I started my academic career as a PhD student working on copper homeostasis and the COMMD1 protein in the UMC Utrecht, the Netherlands. I got inspired by p53 nuclear export regulation to understand the function and regulation of COMMD1. My fascination for p53 lead me to do a postdoc in the lab of Prof Karen Vousden, CRUK: the Beatson Institute, Glasgow, UK. I managed to get this position funded through the Dutch organisation NWO (A Rubicon fellowship). We set out to understand why expression of a mutant p53 protein is different than loss of p53 expression in cancers. We discovered a new signalling pathway adopted by mutant p53 to promote invasion and metastasis via RCP (Rab11FIP1). Mutant p53 facilitated the recycling of integrins and growth factor receptors to the plasma membrane, leading to enhanced Erk1/2 and Akt signalling. In a screen to detect novel interaction partners of RCP, I found several membrane transporters. This screen formed the basis of my application for a Henry Dale Fellowship (Welcome Trust) with which I started my independent research group in 2014 in the MRC Toxicology Unit in Leicester, UK.

In 2016 I was awarded an early career award from the Biochemistry Society. I uncovered a role for RCP in regulating drug transporter membrane expression in mutant p53 cells. Additionally, while doing this work, we made an observation that mutant p53 cancer cells are more likely to engulf neighbouring cells. We could correlate this behaviour to cell-in-cell structures in cancers, which we believe are pro-tumourigenic. Due to relocation of the MRC institute, I decided to continue my fellowship in the CRUK Manchester Institute in 2017 and broadened my interest into discovering therapeutic opportunities in tumours with (mutant) p53. Based on my previous work in copper homeostasis during my PhD, I also started a research line into the toxic properties of the metal copper on p53 signalling.

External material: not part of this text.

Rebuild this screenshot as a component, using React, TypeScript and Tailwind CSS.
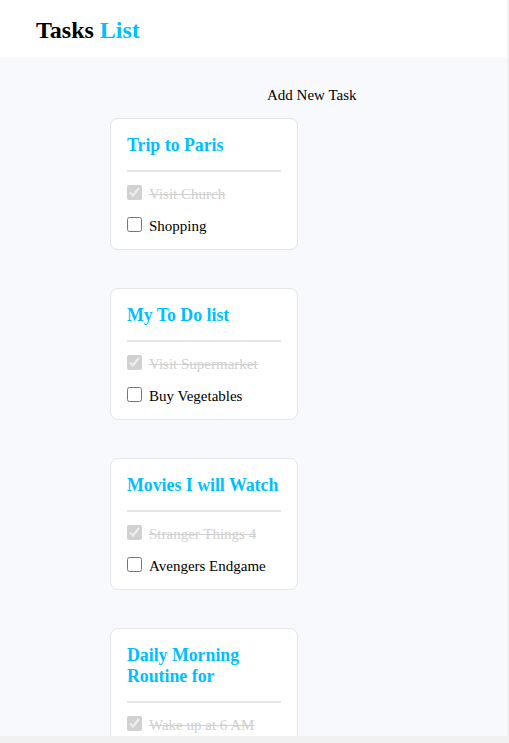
import React from 'react';

type Task = { label: string; done: boolean };
type TaskList = { title: string; tasks: Task[] };

const lists: TaskList[] = [
  { title: 'Trip to Paris', tasks: [{ label: 'Visit Church', done: true }, { label: 'Shopping', done: false }] },
  { title: 'My To Do list', tasks: [{ label: 'Visit Supermarket', done: true }, { label: 'Buy Vegetables', done: false }] },
  { title: 'Movies I will Watch', tasks: [{ label: 'Stranger Things 4', done: true }, { label: 'Avengers Endgame', done: false }] },
  { title: 'Daily Morning Routine for', tasks: [{ label: 'Wake up at 6 AM', done: true }] },
];

function Card({ list }: { list: TaskList }) {
  return (
    <div className="w-[188px] shrink-0 rounded-[8px] border border-[#e6e7ea] bg-white px-4 pt-4 pb-[15px]">
      <h3 className="text-[17.8px] font-bold leading-[21px] text-[#00bfff]">{list.title}</h3>
      <div className="mt-[14px] h-[2px] bg-[#e6e6e6]" />
      <ul className="mt-[10px] flex flex-col gap-[12px]">
        {list.tasks.map((t) => (
          <li key={t.label} className="flex h-[20px] items-center gap-[7px]">
            <input
              type="checkbox"
              checked={t.done}
              disabled={t.done}
              readOnly
              className="h-[15px] w-[15px] shrink-0"
            />
            <span
              className={
                t.done
                  ? 'mt-[5px] text-[15px] leading-[17px] text-[#cfcfcf] line-through'
                  : 'mt-[5px] text-[15px] leading-[17px] text-black'
              }
            >
              {t.label}
            </span>
          </li>
        ))}
      </ul>
    </div>
  );
}

export default function App() {
  return (
    <div className="h-[743px] w-[509px] overflow-hidden bg-[#f1f1f1]" style={{ fontFamily: '"Liberation Serif", "Times New Roman", serif' }}>
      <div className="h-[736px] w-[507px] overflow-hidden bg-[#f8f9fd]">
        <header className="flex h-[57px] items-center bg-white pl-[36px] pt-[2px]">
          <h1 className="text-[24px] font-bold leading-none text-black">
            Tasks <span className="text-[#00bfff]">List</span>
          </h1>
        </header>
        <main className="pt-[30px]">
          <div className="pl-[267px] text-[15px] leading-[17px] text-black">Add New Task</div>
          <div className="mt-[14px] flex flex-col gap-[38px] pl-[110px]">
            {lists.map((l) => (
              <Card key={l.title} list={l} />
            ))}
          </div>
        </main>
      </div>
    </div>
  );
}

In 2021, I moved to Durham to further the research into the relationship between metals and p53. Metals can unfold the p53 molecule and change its function. In cancer cells, p53 unfolding upon metal load impairs p53 tumour suppressor function and make it act like a mutant p53 protein. This happens at very low levels of metal and suggest a physiological role for metals in regulating p53 function. 

Research Interests

In our lab we are interested in answering the following questions:

  1. How does mutant p53 promote gain-of-function in invasion, metastasis and chemoresistance? What are the underlying mechanisms?
  2. Why are certain p53 mutants selected for in certain cancers? Is this related to the environment of the cancer?
  3. To what extent do mutant p53 induced cell-in-cell structures contribute to mutant p53 Gain-of-function and how are these structures formed?
  4. How do metals impact on p53 function in cancer, other diseases and physiological processes?